Is a CoreXY printer better than a bed-slinger?
For many beginners, yes. CoreXY usually offers better speed potential, a more stable print platform, and a more compact footprint for the build volume. A bed-slinger can still be better when the lowest upfront cost is the main priority.
Do CoreXY printers print better automatically?
Not automatically. A CoreXY design gives the printer a strong mechanical foundation, but print quality still depends on calibration, filament, slicer settings, model design, and maintenance.
Should my first 3D printer be enclosed?
An enclosure can be very helpful, especially if you want better temperature stability or plan to explore materials beyond basic PLA. Still, an enclosure does not remove the need for ventilation and safe printer placement.
Is CoreXY worth the extra money?
It can be worth it if you want faster learning, cleaner workflow, more reliable tall prints, better long-term capability, and fewer early upgrades. If you only want to experiment cheaply with PLA, a budget printer may still be enough.
Can a CoreXY printer be used for custom replacement parts?
Yes. A stable CoreXY printer can be a strong choice for brackets, mounts, clips, organizers, jigs, fixtures, and prototype parts. The final result still depends on material choice, design strength, and print settings.
Final Takeaway: CoreXY Is the Better Beginner Investment When You Want to Grow
In 2026, the best beginner printer is not always the cheapest printer. It is the printer most likely to keep you learning, printing, improving, and finishing real projects.
That is why CoreXY has become such a strong beginner choice.

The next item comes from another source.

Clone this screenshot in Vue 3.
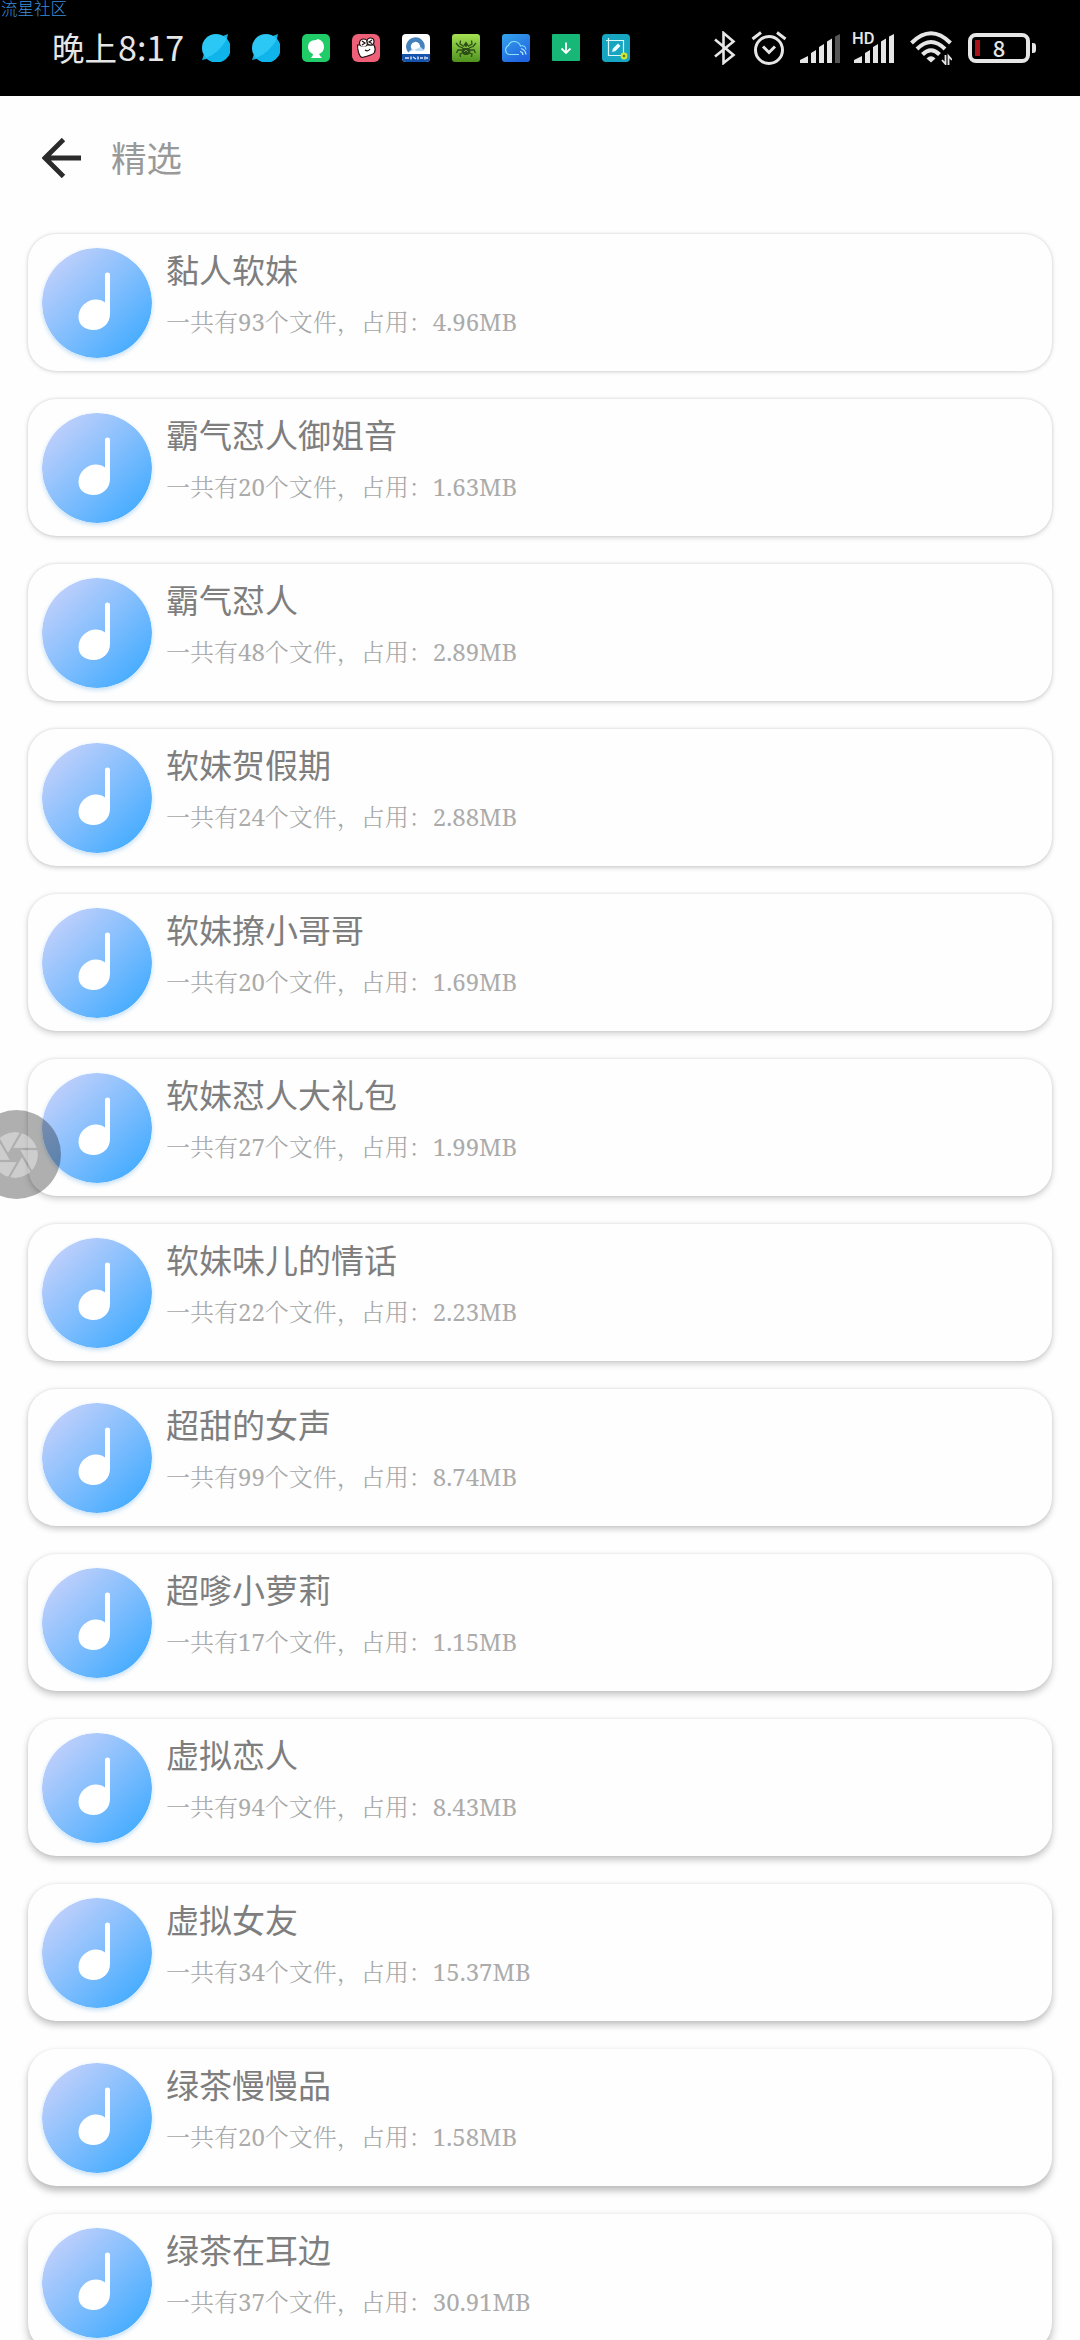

It brings speed, stability, enclosure options, automation, and long-term capability into one practical package. It helps new users avoid some of the friction that used to define entry-level 3D printing while still leaving room to learn the craft properly.
If you want to tinker, a budget machine can still teach you a lot. But if you want to print useful parts, build confidence, and grow into more serious projects, CoreXY is no longer the advanced choice beginners should fear. It may be the beginner choice they should consider first.